Note that you can just subtract 4.1 from 8.3 and get the same result. But if your math teachers are like mine, they will want you to use logarithms, and this is how it is done. The reason that subtracting the magnitudes works is because of the exponent rule for dividing exponents with the same base.

\[ \]
**Decibel Scale:**

One decibel is one tenth of one bel, named in honor of Alexander Graham Bell. The bel is rarely used without the deci- prefix, deci- meaning one tenth. The decibel scale is used to calculate the difference in intensity between two sounds:

\[L=10\log_{10}\left(\frac{I}{I_0}\right),\]

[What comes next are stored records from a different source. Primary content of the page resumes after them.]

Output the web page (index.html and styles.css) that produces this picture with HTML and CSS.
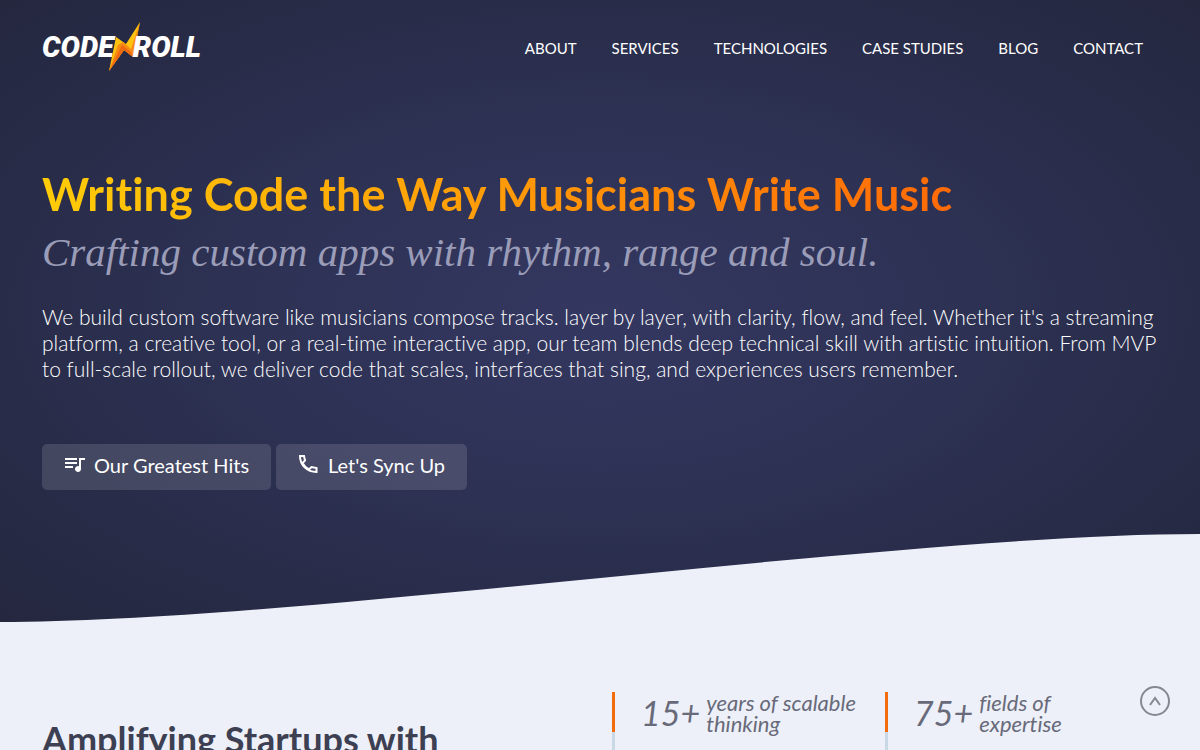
FILE: index.html
```html
<!DOCTYPE html>
<html lang="en">

<head>
    <meta charset="UTF-8">
    <meta name="viewport" content="width=device-width, initial-scale=1.0">
    <title>Code N Roll</title>
    <link rel="stylesheet" href="styles.css">
</head>

<body>
    <section class="hero">
        <header class="header">
            <a class="logo" href="#" aria-label="Code N Roll">
                <span>CODE</span>
                <svg class="bolt" viewBox="0 0 32 50" width="32" height="50" aria-hidden="true">
                    <path fill="#ffc20e" d="M31 0 L24 35 L15 28 L0 49 L7 15 L17 22 Z" />
                    <path fill="#f98b12" d="M31 0 L24 35 L15 28 L0 49 L9 23 L14 20 L22 27 Z" />
                    <path fill="#ee6a12" d="M24 35 L15 28 L0 49 L13 23 L22 30 Z" />
                </svg>
                <span>ROLL</span>
            </a>
            <nav class="nav">
                <a href="#">ABOUT</a>
                <a href="#">SERVICES</a>
                <a href="#">TECHNOLOGIES</a>
                <a href="#">CASE STUDIES</a>
                <a href="#">BLOG</a>
                <a href="#">CONTACT</a>
            </nav>
        </header>
        <div class="intro">
            <h1>Writing Code the Way Musicians Write Music</h1>
            <p class="tagline">Crafting custom apps with rhythm, range and soul.</p>
            <p class="text">We build custom software like musicians compose tracks. layer by layer, with clarity, flow, and feel. Whether it's a streaming platform, a creative tool, or a real-time interactive app, our team blends deep technical skill with artistic intuition. From MVP to full-scale rollout, we deliver code that scales, interfaces that sing, and experiences users remember.</p>
            <div class="buttons">
                <button class="btn" type="button">
                    <svg viewBox="0 0 24 24" width="24" height="24" fill="currentColor" aria-hidden="true">
                        <path d="M15 5H3v2h12V5zm0 4H3v2h12V9zM3 15h8v-2H3v2zM23 5h-6v8.200a3 3 0 1 0 2 2.800V7h4V5z" />
                    </svg>
                    Our Greatest Hits
                </button>
                <button class="btn" type="button">
                    <svg viewBox="0 0 24 24" width="24" height="24" fill="none" stroke="currentColor" stroke-width="2" aria-hidden="true">
                        <path d="M4 3h4l1 4.500-2.500 2.500c1.500 3 3.500 5 6.500 6.500l2.500-2.500 5 1v4C11 19 4 12 4 3z" />
                    </svg>
                    Let's Sync Up
                </button>
            </div>
        </div>
        <svg class="wave" viewBox="0 0 1200 88" preserveAspectRatio="none" aria-hidden="true">
            <path d="M0 88 C300 88 900 0 1200 0 V88 Z" />
        </svg>
    </section>
    <section class="about">
        <h2>Amplifying Startups with</h2>
        <div class="stats">
            <div class="stat">
                <span class="number">15+</span>
                <span class="label">years of scalable thinking</span>
            </div>
            <div class="stat">
                <span class="number">75+</span>
                <span class="label">fields of expertise</span>
            </div>
        </div>
    </section>
    <a class="to-top" href="#" aria-label="Back to top">
        <svg viewBox="0 0 30 30" width="30" height="30" fill="none" stroke="currentColor" stroke-width="2" aria-hidden="true">
            <circle cx="15" cy="15" r="14" />
            <path d="M10 19 L15 12 L20 19" />
        </svg>
    </a>
</body>

</html>
```

FILE: styles.css
```css
* {
    margin: 0;
    padding: 0;
    box-sizing: border-box;
}

body {
    font-family: Lato, "Open Sans", sans-serif;
    font-variant-ligatures: none;
    background-color: #edf0f8;
    color: #3d4052;
}

a {
    color: inherit;
    text-decoration: none;
}

.hero {
    background: radial-gradient(ellipse at center, #343861 0%, #2d3153 45%, #24273e 100%);
    color: #fff;
}

.header {
    display: flex;
    justify-content: space-between;
    align-items: center;
    height: 94px;
    padding: 0 57px 0 42px;
}

.logo {
    display: flex;
    align-items: center;
    font-family: Roboto, sans-serif;
    font-size: 29px;
    font-weight: 900;
    font-style: italic;
}

.bolt {
    margin: 0 -8px 0 -5px;
}

.nav {
    display: flex;
    gap: 35px;
    padding-top: 2px;
    font-size: 15px;
}

.intro {
    padding: 70px 42px 44px;
}

h1 {
    width: fit-content;
    font-size: 45px;
    line-height: 60px;
    font-weight: 700;
    background: linear-gradient(to right, #ffcc08, #ff6a08);
    -webkit-background-clip: text;
    background-clip: text;
    color: transparent;
}

.tagline {
    font-family: "Liberation Serif", cursive;
    font-size: 41px;
    line-height: 56px;
    font-style: italic;
    color: #9a9cb8;
}

.text {
    margin-top: 24px;
    font-size: 21px;
    font-weight: 300;
    line-height: 26px;
}

.buttons {
    display: flex;
    gap: 5px;
    margin-top: 62px;
}

.btn {
    display: flex;
    align-items: center;
    gap: 8px;
    height: 46px;
    padding: 0 22px 5px 20px;
    border: 0;
    border-radius: 5px;
    background-color: rgba(255, 255, 255, 0.13);
    color: #fff;
    font-family: inherit;
    font-size: 20px;
}

.wave {
    display: block;
    width: 100%;
    height: 88px;
    fill: #edf0f8;
}

.about {
    display: flex;
    padding: 70px 42px 0;
}

h2 {
    flex: 1;
    padding-top: 25px;
    font-size: 36px;
    line-height: 44px;
}

.stats {
    display: flex;
    width: 546px;
}

.stat {
    display: flex;
    flex: 1;
    align-items: flex-start;
    gap: 6px;
    padding-left: 26px;
    border-left: 3px solid;
    border-image: linear-gradient(#f26c0d 40px, #c8d8e4 40px) 1;
    font-style: italic;
    color: #686a7a;
}

.number {
    font-size: 34px;
    line-height: 42px;
}

.label {
    width: 156px;
    font-size: 22px;
    line-height: 21px;
}

.to-top {
    position: fixed;
    right: 30px;
    bottom: 34px;
    height: 30px;
    color: #858793;
}
```
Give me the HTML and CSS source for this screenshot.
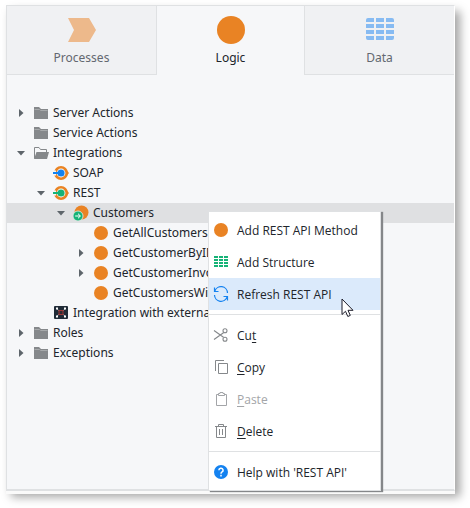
FILE: index.html
```html
<!DOCTYPE html>
<html lang="en">
<head>
<meta charset="utf-8">
<title>Logic</title>
<link rel="stylesheet" href="styles.css">
</head>
<body>
<svg class="defs" aria-hidden="true">
  <symbol id="right" viewBox="0 0 8 8"><path d="M2 0v8l4.500-4z" fill="#5e656b"/></symbol>
  <symbol id="down" viewBox="0 0 8 8"><path d="M0 2h8L4 6.500z" fill="#5e656b"/></symbol>
  <symbol id="folder" viewBox="0 0 16 16"><path d="M1 2h5l2 2h7v10H1z" fill="#85888b"/><path d="M1.500 4.500h5l1 1h7" fill="none" stroke="#a6a9ab"/></symbol>
  <symbol id="open" viewBox="0 0 16 16"><path d="M1.500 13.500v-11h4.500l1.500 2h6v2.500" fill="none" stroke="#85888b"/><path d="M3.500 7H16l-2 7H1z" fill="#85888b"/></symbol>
  <symbol id="dot" viewBox="0 0 16 16"><circle cx="8" cy="8" r="7" fill="#e98324"/></symbol>
  <symbol id="service" viewBox="0 0 16 16"><circle cx="8" cy="8" r="5.700" fill="#fff" stroke="#e98324" stroke-width="2.600"/><path d="M14 5.500l2 2.500-2 2.500z" fill="#e98324"/><path d="M0 5.500h3v5H0z" fill="#f6f7f9"/><path d="M0 8h8" stroke="currentColor" stroke-width="2"/><circle cx="8" cy="8" r="3.600" fill="currentColor"/></symbol>
  <symbol id="consumed" viewBox="0 0 16 16"><circle cx="8.500" cy="7.500" r="7" fill="#e98324"/><circle cx="5" cy="11" r="5" fill="#16b377" stroke="#e8eeeb" stroke-width=".8"/><path d="M2.200 11h5M5 8.700L7.400 11 5 13.300" fill="none" stroke="#fff"/></symbol>
  <symbol id="ext" viewBox="0 0 16 16"><rect x="1" y="1" width="14" height="13" rx="1" fill="#202b37"/><path d="M4 4l8 7M12 4l-8 7" stroke="#8d959c"/><rect x="6" y="5.500" width="4" height="4" fill="#302b34" stroke="#a03838"/><path d="M3 2.500h2v2H3zM11 2.500h2v2h-2zM3 10.500h2v2H3zM11 10.500h2v2h-2z" fill="#fff"/></symbol>
  <symbol id="grid" viewBox="0 0 28 22"><path d="M2 0h6v4H0V2a2 2 0 0 1 2-2zM10 0h8v4h-8zM20 0h6a2 2 0 0 1 2 2v2h-8zM0 6h8v4H0zM10 6h8v4h-8zM20 6h8v4h-8zM0 12h8v4H0zM10 12h8v4h-8zM20 12h8v4h-8zM0 18h8v4H2a2 2 0 0 1-2-2zM10 18h8v4h-8zM20 18h8v2a2 2 0 0 1-2 2h-6z" fill="currentColor"/></symbol>
</svg>
<main class="panel">
  <nav class="tabs">
    <button class="tab"><svg width="28" height="28" viewBox="0 0 28 28"><path d="M0 2h21l7 12-7 12H0l6-12z" fill="#edb98b"/></svg>Processes</button>
    <button class="tab current"><svg width="28" height="28" viewBox="0 0 28 28"><circle cx="14" cy="14" r="14" fill="#e98324"/></svg>Logic</button>
    <button class="tab data"><svg width="28" height="28" viewBox="0 0 28 28"><use href="#grid" y="2" width="28" height="22"/></svg>Data</button>
  </nav>
  <ul class="tree">
    <li class="row"><svg class="arrow"><use href="#right"/></svg><svg class="icon"><use href="#folder"/></svg>Server Actions</li>
    <li class="row"><span class="arrow"></span><svg class="icon"><use href="#folder"/></svg>Service Actions</li>
    <li class="row"><svg class="arrow"><use href="#down"/></svg><svg class="icon"><use href="#open"/></svg>Integrations</li>
    <li class="row level2"><span class="arrow"></span><svg class="icon blue"><use href="#service"/></svg>SOAP</li>
    <li class="row level2"><svg class="arrow"><use href="#down"/></svg><svg class="icon green"><use href="#service"/></svg>REST</li>
    <li class="row level3 selected"><svg class="arrow"><use href="#down"/></svg><svg class="icon"><use href="#consumed"/></svg>Customers</li>
    <li class="row level4"><span class="arrow"></span><svg class="icon"><use href="#dot"/></svg>GetAllCustomers</li>
    <li class="row level4"><svg class="arrow"><use href="#right"/></svg><svg class="icon"><use href="#dot"/></svg>GetCustomerByID</li>
    <li class="row level4"><svg class="arrow"><use href="#right"/></svg><svg class="icon"><use href="#dot"/></svg>GetCustomerInvoices</li>
    <li class="row level4"><span class="arrow"></span><svg class="icon"><use href="#dot"/></svg>GetCustomersWith</li>
    <li class="row level2"><span class="arrow"></span><svg class="icon"><use href="#ext"/></svg>Integration with external</li>
    <li class="row"><svg class="arrow"><use href="#right"/></svg><svg class="icon"><use href="#folder"/></svg>Roles</li>
    <li class="row"><svg class="arrow"><use href="#right"/></svg><svg class="icon"><use href="#folder"/></svg>Exceptions</li>
  </ul>
  <div class="menu">
    <button class="item"><svg class="icon"><use href="#dot"/></svg>Add REST API Method</button>
    <button class="item"><svg class="icon green" viewBox="0 0 16 16"><path d="M1 2h4v2H1zM6 2h4v2H6zM11 2h4v2h-4zM1 5h4v2H1zM6 5h4v2H6zM11 5h4v2h-4zM1 8h4v2H1zM6 8h4v2H6zM11 8h4v2h-4zM1 11h4v2H1zM6 11h4v2H6zM11 11h4v2h-4z" fill="currentColor"/></svg>Add Structure</button>
    <button class="item active"><svg class="icon blue" viewBox="0 0 16 16"><path d="M1.500 1.500v4h4M1.800 5.200A6.500 6.500 0 0 1 14.500 7M14.500 14.500v-4h-4M14.200 10.800A6.500 6.500 0 0 1 1.500 9" fill="none" stroke="currentColor" stroke-width="1.200"/></svg>Refresh REST API</button>
    <hr class="line">
    <button class="item"><svg class="icon gray" viewBox="0 0 16 16"><g fill="none" stroke="currentColor" stroke-width="1.100"><path d="M1 3.500l9.500 6.800M1 12.500l9.500-6.800"/><circle cx="12" cy="3.800" r="2"/><circle cx="12" cy="12.200" r="2"/></g></svg><span>Cu<u>t</u></span></button>
    <button class="item"><svg class="icon gray" viewBox="0 0 16 16"><path d="M2.500 12V1.500H11M5.500 4.500h9v10h-9z" fill="none" stroke="currentColor"/></svg><span><u>C</u>opy</span></button>
    <button class="item" disabled><svg class="icon" viewBox="0 0 16 16"><path d="M5.500 3.500h-2v11h10v-11h-2M5.500 2.500h1.500v-1h3v1h1.500v2h-6z" fill="none" stroke="currentColor"/></svg><span><u>P</u>aste</span></button>
    <button class="item"><svg class="icon gray" viewBox="0 0 16 16"><path d="M2 3.500h12M5.500 3.500v-2h5v2M3.500 3.500v11h9v-11M6.500 6v6M9.500 6v6" fill="none" stroke="currentColor"/></svg><span><u>D</u>elete</span></button>
    <hr class="line">
    <button class="item"><svg class="icon" viewBox="0 0 16 16"><circle cx="8" cy="8" r="7" fill="#1482f0"/><path d="M5.900 6.300a2.100 2 0 1 1 3.200 1.600Q8 8.600 8 9.800M8 10.800v1.600" fill="none" stroke="#fff" stroke-width="1.500"/></svg>Help with 'REST API'</button>
    <svg class="pointer" width="14" height="20" viewBox="0 0 14 20" aria-hidden="true"><path d="M1 1v15.500l3.500-3.200 2.300 5.200 2.500-1.100-2.300-5.100h5z" fill="#fff" stroke="#1c1c2a"/></svg>
  </div>
</main>
</body>
</html>
```
FILE: styles.css
```css
* {
  box-sizing: border-box;
}

body {
  margin: 0;
  padding: 5px 15px 15px 6px;
  min-height: 100vh;
  display: flex;
  background: #fff;
  color: #21252b;
  font: 12px/20px "Noto Sans", sans-serif;
}

.defs {
  position: absolute;
  width: 0;
  height: 0;
}

.panel {
  position: relative;
  flex: 1;
  min-width: 0;
  margin-bottom: 2px;
  background: #f6f7f9;
  border: 1px solid #dfe1e3;
  border-right-color: #fff;
  border-bottom: 2px solid #dfe1e3;
  box-shadow: 0 3px 0 #fafafa, 5px 6px 9px rgb(0 0 0 / 36%);
}

.tabs {
  display: grid;
  grid-template-columns: repeat(3, 1fr);
}

.tab {
  display: flex;
  flex-direction: column;
  align-items: center;
  gap: 4px;
  padding: 10px 0 6px;
  border: 0;
  border-bottom: 1px solid #dfe1e3;
  background: #f0f1f3;
  color: #636870;
  font: inherit;
}

.tab.current {
  background: #f6f7f9;
  border: solid #dfe1e3;
  border-width: 0 1px;
  color: #21252b;
}

.tab.data svg {
  color: #87bbf2;
}

.tree {
  list-style: none;
  margin: 0;
  padding: 28px 0 0;
}

.row {
  display: flex;
  align-items: center;
  height: 20px;
  padding-left: 10px;
  white-space: nowrap;
}

.level2 {
  padding-left: 30px;
}

.level3 {
  padding-left: 50px;
}

.level4 {
  padding-left: 70px;
}

.selected {
  background: #dfe0e2;
}

.arrow {
  flex: none;
  width: 8px;
  height: 8px;
  margin-right: 8px;
}

.icon {
  flex: none;
  width: 16px;
  height: 16px;
}

.row .icon {
  margin-right: 4px;
}

.blue {
  color: #1482f0;
}

.green {
  color: #16b377;
}

.gray {
  color: #85888b;
}

.menu {
  position: absolute;
  top: 205px;
  left: 201px;
  padding: 2px 0;
  width: 173px;
  background: #fff;
  border: 1px solid #dfe1e3;
  box-shadow: 2px 1px 1px #85878a;
}

.item {
  display: flex;
  align-items: center;
  gap: 8px;
  width: 100%;
  height: 32px;
  padding: 2px 4px 0;
  border: 0;
  background: none;
  color: #21252b;
  font: 12px/20px "Open Sans", sans-serif;
  text-align: left;
  white-space: nowrap;
}

.item .icon {
  margin-bottom: 2px;
}

.item.active {
  background: #dbeafb;
}

.item:disabled {
  color: #a3a5a8;
}

.item u {
  text-underline-offset: 2px;
}

.line {
  height: 1px;
  margin: 4px 0;
  border: 0;
  background: #dfe1e3;
}

.pointer {
  position: absolute;
  top: 86px;
  left: 132px;
}
```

where \( L\) is the loudness of the sound measured in decibels, \(I\) is the intensity of the sound being measured, and \(I_0\) is the intensity of the sound at the threshold of hearing which is equal to zero decibels.

\[ \]
**\(\text{pH}\) Scale:**

The \(\text{pH}\) scale was invented in 1910 by Dr. Soren Sorenson, Head of Laboratory at Carlsberg Beer Company. The "H" in \(\text{pH}\) stands for hydrogen and the meaning of the "p" in \(\text{pH}\), although disputed, is generally considered to mean the power of hydrogen. This scale is used to measure the acidity or alkalinity of water or water soluble substances including, but definitely not limited to, soil or rainwater. The \(\text{pH}\) scale ranges from 1 to 14, where seven is a neutral point. Values below 7 indicate acidity with 1 being the most acidic. Values above 7 indicate alkalinity with14 being the most alkaline:

\[\text{pH}=-\log_{10}\ce{[H+]},\]

where \(\text{pH}\) is the \(\text{pH}\) number between \(1\) and \(14\) and \(\ce{[H+]}\) is the concentration of hydrogen ions.